Las últimas notas estallan en el aire como moléculas en un reactor nuclear. La explosión llega a su cúspide y de repente todo termina en una llamarada. Los cuerpos jadeantes se detienen sobre y bajo la tarima. Ellos abandonan los instrumentos y se acercan para la venia, sudorosos y sonrientes. El público hace lo mismo, en las mismas condiciones. El silencio ya no existe. En adelante solo se desparrama la música.
El afán de seguir componiendo, pese a las barreras geográficas y temporales, sigue encendido y eso es indiscutible. No saben aún de qué manera ni en qué formato, pero confían en que la experiencia les dará las herramientas para funcionar como grupo pase lo que pase. “Cada uno puede tener sus composiciones pero la banda es lo que le da el toque “Jazz the Roots”, dice el chileno.
El tiempo de la entrevista se está agotando. Miguel está por llegar y yo debo apagar la grabadora para dejarlos ensayar. Me queda una última pregunta. Dejé para el final la que me parecía más irrelevante: “¿Por qué aceptan cripto-monedas como forma de pago para sus discos en su página web?”. La respuesta prueba que yo también estaba equivocado al creer que esa interrogante era miscelánea. Por suerte estoy con los maestros del fracaso, los que mejor saben convertirlo en oro. El Chileno vuelve a tomar la palestra.

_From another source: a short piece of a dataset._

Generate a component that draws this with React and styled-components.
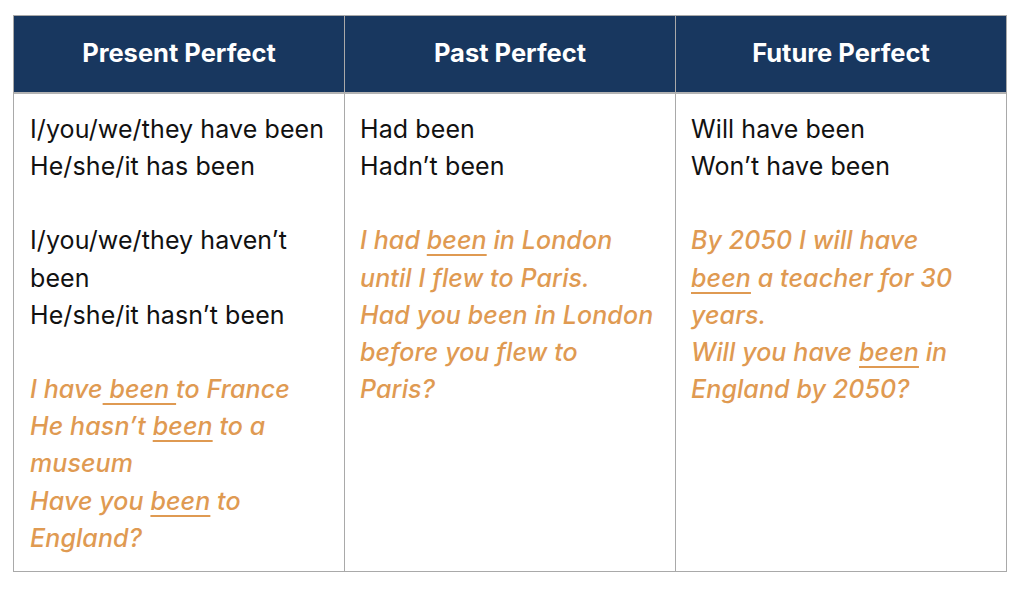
import styled, { createGlobalStyle } from 'styled-components';

const GlobalStyle = createGlobalStyle`
  html, body {
    margin: 0;
    padding: 0;
    background: #ffffff;
  }
  body {
    font-family: Inter, "Noto Sans", sans-serif;
  }
`;

const columns = [
  {
    title: 'Present Perfect',
    blocks: [
      { kind: 'form', lines: [['I/you/we/they have been'], ['He/she/it has been']] },
      { kind: 'form', lines: [['I/you/we/they haven’t'], ['been'], ['He/she/it hasn’t been']] },
      {
        kind: 'example',
        lines: [
          ['I have', { u: ' been ' }, 'to France'],
          ['He hasn’t ', { u: 'been' }, ' to a'],
          ['museum'],
          ['Have you ', { u: 'been' }, ' to'],
          ['England?'],
        ],
      },
    ],
  },
  {
    title: 'Past Perfect',
    blocks: [
      { kind: 'form', lines: [['Had been'], ['Hadn’t been']] },
      {
        kind: 'example',
        lines: [
          ['I had ', { u: 'been' }, ' in London'],
          ['until I flew to Paris.'],
          ['Had you been in London'],
          ['before you flew to'],
          ['Paris?'],
        ],
      },
    ],
  },
  {
    title: 'Future Perfect',
    blocks: [
      { kind: 'form', lines: [['Will have been'], ['Won’t have been']] },
      {
        kind: 'example',
        lines: [
          ['By 2050 I will have'],
          [{ u: 'been' }, ' a teacher for 30'],
          ['years.'],
          ['Will you have ', { u: 'been' }, ' in'],
          ['England by 2050?'],
        ],
      },
    ],
  },
];

export default function App() {
  return (
    <>
      <GlobalStyle />
      <Page>
        <Table>
          {columns.map((col) => (
            <HeadCell key={col.title}>{col.title}</HeadCell>
          ))}
          {columns.map((col) => (
            <BodyCell key={col.title}>
              {col.blocks.map((block, i) => (
                <Block key={i} $example={block.kind === 'example'}>
                  {block.lines.map((line, j) => (
                    <Line key={j}>
                      {line.map((part, k) =>
                        typeof part === 'string' ? (
                          <span key={k}>{part}</span>
                        ) : (
                          <Under key={k}>{part.u}</Under>
                        )
                      )}
                    </Line>
                  ))}
                </Block>
              ))}
            </BodyCell>
          ))}
        </Table>
      </Page>
    </>
  );
}

const Page = styled.div`
  padding: 15px 0 0 13px;
  width: 1024px;
  height: 591px;
  box-sizing: border-box;
`;

const Table = styled.div`
  width: 994px;
  display: grid;
  grid-template-columns: 330px 331px 331px;
  border: 1px solid #a9a9a9;
  box-sizing: border-box;
`;

const HeadCell = styled.div`
  background: #18375f;
  color: #ffffff;
  height: 78px;
  display: flex;
  align-items: center;
  justify-content: center;
  font-weight: 700;
  font-size: 25.5px;
  padding-bottom: 4px;
  box-sizing: border-box;
  border-bottom: 2px solid #b3b3b3;
  border-left: 1px solid #a9a9a9;

  &:first-child {
    border-left: none;
  }
`;

const BodyCell = styled.div`
  padding: 17px 15px 16px 15px;
  height: 477px;
  box-sizing: border-box;
  border-left: 1px solid #a9a9a9;
  display: flex;
  flex-direction: column;
  gap: 37px;

  &:nth-child(4) {
    border-left: none;
    padding-left: 16px;
  }
`;

const Block = styled.div`
  font-size: 25px;
  line-height: 37.2px;
  letter-spacing: ${(p) => (p.$example ? '0.1px' : '0.1px')};
  font-weight: ${(p) => (p.$example ? 500 : 400)};
  color: ${(p) => (p.$example ? '#df9a52' : '#111111')};
  font-style: ${(p) => (p.$example ? 'italic' : 'normal')};
`;

const Line = styled.div`
  white-space: pre;
`;

const Under = styled.span`
  text-decoration: underline;
  text-decoration-thickness: 2px;
  text-underline-offset: 5px;
`;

“Yo cuando me enteré de que existen las cripto-monedas dije: ‘Ya, ¡esta wea es el futuro!’”. Lord se caga de la risa. “Mi hermano maneja un exchange en Chile del Cripto-Market. Sirve para descentralizar un poco la cosa. Si es que alguien lo maneja te compra el disco un man de Lituania y me llega la plata de una y le puede llegar el disco a la casa de una… Creo que a nadie le gusta mucho acá el sistema en el fondo”. Los demás ríen y se miran entre sí. Raúl toma la palabra: «Sí somos anti-sistema creo, eso es normal. ¡Es reggae también! En el fondo creo que todos somos conscientes». “¡ROOTS!” agrega Lord mientras manotea el piano que tiene a su lado. Ismael sonríe en aprobación.
Yo les creo. Y estoy cien por ciento seguro de que por lo menos 600 personas más les creen también. Jazz the Roots opera fuera de las lógicas del sistema, y punto.